▶ Exercise instructions: Emit a verbatim copy of the lines below from the line with "Recreate this image" through the line with "FaCog, FaCaretRight, FaCaretDown", excluding pictures and everything outside that range.

* BEGIN Data for processing *

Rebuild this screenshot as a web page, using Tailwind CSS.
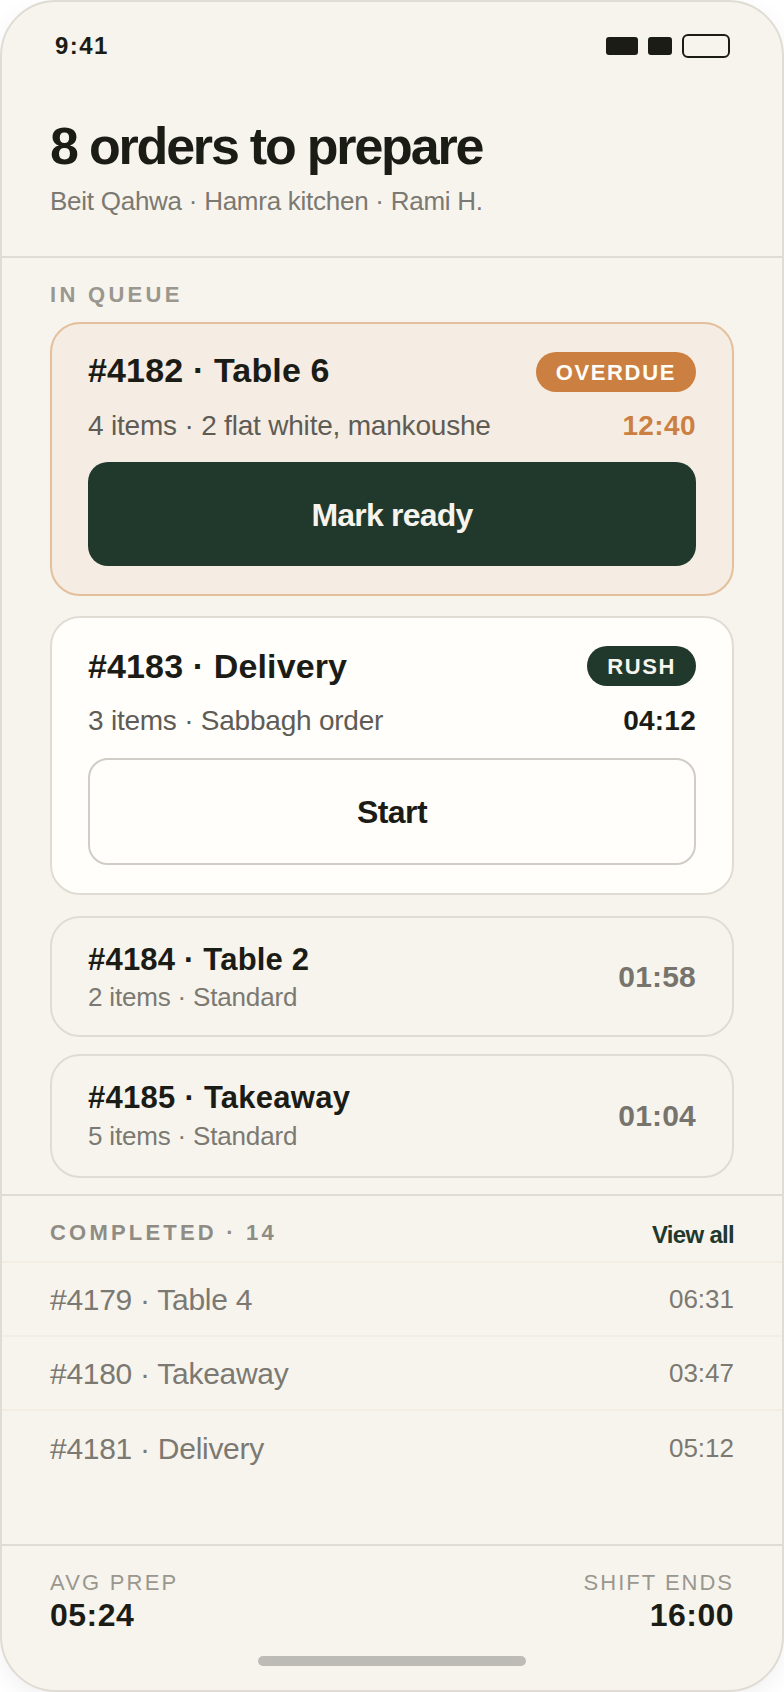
<!DOCTYPE html>
<html lang="en">
<head>
    <meta charset="UTF-8">
    <meta name="viewport" content="width=device-width, initial-scale=1.0">
    <title>Orders to prepare</title>
    <script src="https://cdn.jsdelivr.net/npm/@tailwindcss/browser@4"></script>
</head>
<body class="bg-white">
    <div class="w-[784px] h-[1692px] flex flex-col border-2 border-[#e0dcd3] rounded-[56px] overflow-hidden bg-[#f7f4ee] text-[#1c1c17] shadow-[0_8px_24px_rgba(0,0,0,0.06)] font-['Liberation_Sans',sans-serif]">

        <!-- Status bar -->
        <div class="h-[88px] shrink-0 flex items-center justify-between pl-[53px] pr-[52px]">
            <span class="text-[24px] font-bold tracking-[1.4px]">9:41</span>
            <div class="flex items-center">
                <div class="w-8 h-[18px] rounded-[3px] bg-[#1c1c17]"></div>
                <div class="w-6 h-[18px] rounded-[3px] bg-[#1c1c17] ml-[10px]"></div>
                <div class="w-12 h-6 rounded-[6px] border-2 border-[#1c1c17] ml-[10px]"></div>
            </div>
        </div>

        <!-- Header -->
        <div class="shrink-0 px-12 pt-[26px] pb-[38px] border-b-2 border-[#e0dcd3]">
            <h1 class="text-[52px] leading-[60px] font-bold tracking-[-2.2px]">8 orders to prepare</h1>
            <p class="mt-2 text-[26px] leading-[34px] text-[#7b7971] tracking-[-0.26px]">Beit Qahwa · Hamra kitchen · Rami H.</p>
        </div>

        <!-- Queue -->
        <div class="shrink-0 px-12 pt-[23px] h-[938px] border-b-2 border-[#e0dcd3]">
            <div class="text-[22px] leading-7 font-bold tracking-[3.3px] text-[#9a978f]">IN QUEUE</div>

            <div class="mt-[13px] h-[274px] rounded-[30px] border-2 border-[#e3bf9c] bg-[#f5ede3] px-9 pt-7">
                <div class="flex items-center justify-between h-10">
                    <span class="text-[34px] font-bold tracking-[0.15px] pb-[3px]">#4182 · Table 6</span>
                    <span class="h-10 px-5 flex items-center rounded-full bg-[#cb7f41] text-[#fffdf8] text-[22px] font-bold tracking-[1.65px]">OVERDUE</span>
                </div>
                <div class="mt-4 flex items-center justify-between h-9">
                    <span class="text-[28px] text-[#5f5c56] tracking-[-0.2px]">4 items · 2 flat white, mankoushe</span>
                    <span class="text-[28px] font-bold text-[#cb7f41] tracking-[0.4px]">12:40</span>
                </div>
                <button class="mt-[18px] w-full h-[104px] pt-[2px] rounded-[20px] bg-[#20392c] text-[#f7f4ee] text-[32px] font-bold tracking-[-0.8px]">Mark ready</button>
            </div>

            <div class="mt-5 h-[279px] rounded-[30px] border-2 border-[#e0dcd3] bg-[#fffefa] px-9 pt-7">
                <div class="flex items-center justify-between h-10">
                    <span class="text-[34px] font-bold tracking-[0.13px]">#4183 · Delivery</span>
                    <span class="h-10 px-5 flex items-center rounded-full bg-[#20392c] text-[#f7f4ee] text-[22px] font-bold tracking-[1.6px]">RUSH</span>
                </div>
                <div class="mt-[17px] flex items-center justify-between h-9">
                    <span class="text-[28px] text-[#5f5c56] tracking-[-0.23px]">3 items · Sabbagh order</span>
                    <span class="text-[28px] font-bold tracking-[0.25px]">04:12</span>
                </div>
                <button class="mt-[19px] w-full h-[107px] rounded-[20px] border-2 border-[#d0cdc6] text-[32px] font-bold tracking-[-0.6px]">Start</button>
            </div>

            <div class="mt-[21px] h-[121px] rounded-[30px] border-2 border-[#e0dcd3] px-9 pt-[2px] flex items-center justify-between">
                <div>
                    <div class="text-[31px] leading-9 font-bold tracking-[0.2px]">#4184 · Table 2</div>
                    <div class="mt-[3px] text-[26px] leading-8 text-[#7b7971] tracking-[-0.18px]">2 items · Standard</div>
                </div>
                <span class="text-[30px] font-bold text-[#76746c] tracking-[0.2px] pb-[3px]">01:58</span>
            </div>

            <div class="mt-[17px] h-[124px] rounded-[30px] border-2 border-[#e0dcd3] px-9 flex items-center justify-between">
                <div>
                    <div class="text-[31px] leading-9 font-bold tracking-[0.27px]">#4185 · Takeaway</div>
                    <div class="mt-1 text-[26px] leading-8 text-[#7b7971] tracking-[-0.18px]">5 items · Standard</div>
                </div>
                <span class="text-[30px] font-bold text-[#76746c] tracking-[0.2px] pb-[2px]">01:04</span>
            </div>
        </div>

        <!-- Completed -->
        <div class="h-[67px] shrink-0 px-12 pt-2 flex items-center justify-between border-b-2 border-[#f3ede3]">
            <span class="text-[22px] font-bold tracking-[3.2px] text-[#8f8c84]">COMPLETED · 14</span>
            <span class="text-[24px] font-bold text-[#20392c] tracking-[-0.7px] pt-1">View all</span>
        </div>
        <div class="h-[74px] shrink-0 px-12 flex items-center justify-between border-b-2 border-[#f3ede3] text-[#7b7971]">
            <span class="text-[30px] tracking-[-0.28px]">#4179 · Table 4</span>
            <span class="text-[26px]">06:31</span>
        </div>
        <div class="h-[74px] shrink-0 px-12 flex items-center justify-between border-b-2 border-[#f3ede3] text-[#7b7971]">
            <span class="text-[30px] tracking-[-0.28px]">#4180 · Takeaway</span>
            <span class="text-[26px]">03:47</span>
        </div>
        <div class="h-[74px] shrink-0 px-12 flex items-center justify-between text-[#7b7971]">
            <span class="text-[30px] tracking-[-0.28px]">#4181 · Delivery</span>
            <span class="text-[26px]">05:12</span>
        </div>

        <!-- Footer -->
        <div class="mt-auto h-[146px] shrink-0 border-t-2 border-[#e0dcd3] px-12 pt-[23px] relative">
            <div class="flex justify-between">
                <div>
                    <div class="text-[22px] leading-7 tracking-[2.2px] text-[#9a978f]">AVG PREP</div>
                    <div class="text-[32px] leading-9 font-bold tracking-[0.5px]">05:24</div>
                </div>
                <div class="text-right">
                    <div class="text-[22px] leading-7 tracking-[2px] text-[#9a978f]">SHIFT ENDS</div>
                    <div class="text-[32px] leading-9 font-bold tracking-[0.5px]">16:00</div>
                </div>
            </div>
            <div class="absolute bottom-6 left-[256px] w-[268px] h-[10px] rounded-full bg-[#bdbbb5]"></div>
        </div>
    </div>
</body>
</html>
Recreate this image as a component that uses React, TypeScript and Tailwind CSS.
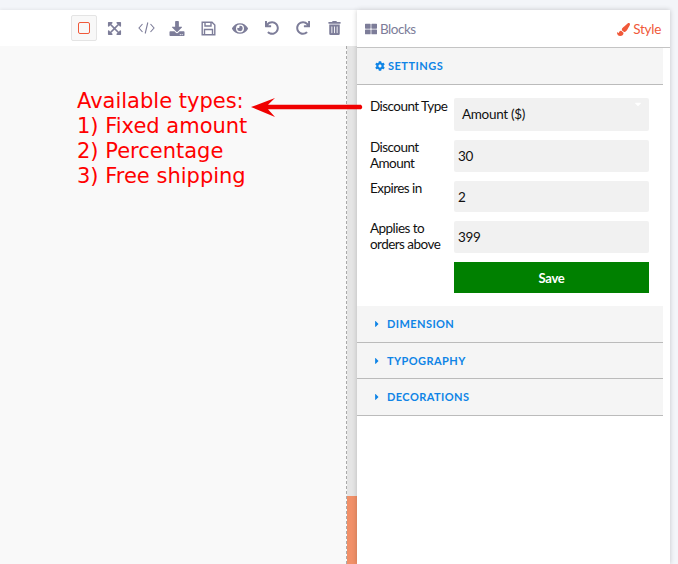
import React from 'react';
import { FaExpandArrowsAlt, FaDownload, FaEye, FaUndo, FaRedo, FaTrashAlt, FaThLarge, FaPaintBrush, FaCog, FaCaretRight, FaCaretDown } from 'react-icons/fa';

const FIELDS = [
  { label: 'Discount Amount', value: '30', h: 'h-[32px]', mt: 'mt-[9px]' },
  { label: 'Expires in', value: '2', h: 'h-[31px]', mt: 'mt-[9px]' },
  { label: 'Applies to orders above', value: '399', h: 'h-[32px]', mt: 'mt-[9px]' },
];

function Section({ title, size }: { title: string; size: string }) {
  return (
    <div className={`${size} bg-[#f5f5f5] border-b border-[#bbbbbb] flex items-center pl-[17px] text-[#0f84e6]`}>
      <FaCaretRight className="w-[6px] h-[10px]" />
      <span className="ml-[7px] text-[11px] font-bold tracking-[0.42px]">{title}</span>
    </div>
  );
}

export default function App() {
  return (
    <div className="relative h-[564px] w-[678px] overflow-hidden bg-[#f3f5f9] pt-[10px] font-['Lato',sans-serif] text-[13.5px] tracking-[-0.3px]">
      <div className="flex h-[554px]">
        {/* Canvas */}
        <div className="w-[357px] flex flex-col">
          <div className="h-[36px] bg-white flex items-center justify-end pr-[16px] shadow-[0_-1px_3px_rgba(0,0,0,0.06)] text-[#7d7d99]">
            <div className="w-[26px] h-[26px] mr-[10px] flex items-center justify-center bg-[#f8f8f8] border border-[#e4e4e4] rounded-[2px]">
              <div className="w-[12px] h-[12px] border border-[#f0593a] rounded-[2px]" />
            </div>
            <FaExpandArrowsAlt className="w-[15px] h-[15px] mr-[16px]" />
            <svg className="w-[17px] h-[14px] mr-[14px]" viewBox="0 0 17 14" fill="none" stroke="currentColor" strokeWidth="1.1">
              <path d="M4.5 3 L1 7 L4.5 11 M12.5 3 L16 7 L12.5 11 M9.8 1.5 L7.2 12.5" />
            </svg>
            <FaDownload className="w-[16px] h-[15px] mr-[16px]" />
            <svg className="w-[15px] h-[15px] mr-[16px]" viewBox="0 0 15 15" fill="none" stroke="currentColor" strokeWidth="1.4">
              <path d="M1.2 1.2 H11 L13.8 4 V13.8 H1.2 Z M4 1.2 V5 H10 V1.2 M3.5 13.8 V8.5 H11.5 V13.8" />
            </svg>
            <FaEye className="w-[16px] h-[15px] mr-[17px]" />
            <FaUndo className="w-[14px] h-[14px] mr-[17px]" />
            <FaRedo className="w-[14px] h-[14px] mr-[18px]" />
            <FaTrashAlt className="w-[13px] h-[14px]" />
          </div>
          <div className="flex-1 flex bg-[#f9f9f9]">
            <div className="flex-1" />
            <div className="w-0 border-l border-dashed border-[#aaaaaa]" />
            <div className="w-[10px] bg-[#e5e5e5] flex flex-col justify-end">
              <div className="h-[68px] bg-[#f19068]" />
            </div>
          </div>
        </div>

        {/* Side panel */}
        <div className="w-[313px] bg-white shadow-[0_0_5px_rgba(0,0,0,0.2)] z-10 flex flex-col">
          <div className="h-[38px] flex items-center justify-between pl-[8px] pr-[9px] pt-[1px] border-b border-[#c4c4c4]">
            <div className="flex items-center gap-[3px] text-[#7d7d99]">
              <FaThLarge className="w-[12px] h-[12px]" />
              <span className="tracking-[-0.5px]">Blocks</span>
            </div>
            <div className="flex items-center gap-[3px] text-[#f0593a]">
              <FaPaintBrush className="w-[13px] h-[13px]" />
              <span>Style</span>
            </div>
          </div>
          <div className="w-[306px] flex-1">
            <div className="h-[37px] bg-[#f5f5f5] border-b border-[#bbbbbb] flex items-center pl-[18px] text-[#0f84e6]">
              <FaCog className="w-[10px] h-[10px]" />
              <span className="ml-[3px] text-[11px] font-bold tracking-[0.5px]">SETTINGS</span>
            </div>
            <div className="pl-[13px] pr-[14px] pt-[13px] pb-[13px] text-[#111] leading-[16px]">
              <div className="flex">
                <div className="w-[84px] whitespace-nowrap tracking-[-0.55px]">Discount Type</div>
                <div className="flex-1 h-[33px] bg-[#f1f1f1] rounded-[2px] relative flex items-center pl-[8px] pb-[2px]">
                  Amount ($)
                  <FaCaretDown className="absolute right-[6px] top-[1px] w-[10px] h-[10px] text-white" />
                </div>
              </div>
              {FIELDS.map((f) => (
                <div key={f.label} className={`flex ${f.mt}`}>
                  <div className="w-[84px] pr-[6px] -mt-[1px] tracking-[-0.55px]">{f.label}</div>
                  <div className={`flex-1 ${f.h} bg-[#f1f1f1] rounded-[2px] flex items-center pl-[4px]`}>{f.value}</div>
                </div>
              ))}
              <div className="flex mt-[9px]">
                <div className="w-[84px]" />
                <button className="flex-1 h-[31px] bg-[#008000] text-white font-bold text-[13px]">Save</button>
              </div>
            </div>
            <Section title="DIMENSION" size="h-[37px]" />
            <Section title="TYPOGRAPHY" size="h-[36px] pt-[1px]" />
            <Section title="DECORATIONS" size="h-[37px]" />
          </div>
        </div>
      </div>

      {/* Annotation */}
      <div className="absolute left-[77px] top-[89px] z-20 font-['DejaVu_Sans',sans-serif] text-[21px] tracking-normal leading-[25px] text-[#ff0000]">
        <div>Available types:</div>
        <div>1) Fixed amount</div>
        <div>2) Percentage</div>
        <div>3) Free shipping</div>
      </div>
      <svg className="absolute left-[250px] top-[96px] z-20 w-[114px] h-[22px]" viewBox="0 0 114 22">
        <path d="M1 11 L25 2 L18 8.7 L111 8.7 Q113.5 11 111 13.3 L18 13.3 L25 21 Z" fill="#f00000" />
      </svg>
    </div>
  );
}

* END Data for processing *

▶ Exercise response:
Recreate this image as a component that uses React, TypeScript and Tailwind CSS.
import React from 'react';
import { FaExpandArrowsAlt, FaDownload, FaEye, FaUndo, FaRedo, FaTrashAlt, FaThLarge, FaPaintBrush, FaCog, FaCaretRight, FaCaretDown } from 'react-icons/fa';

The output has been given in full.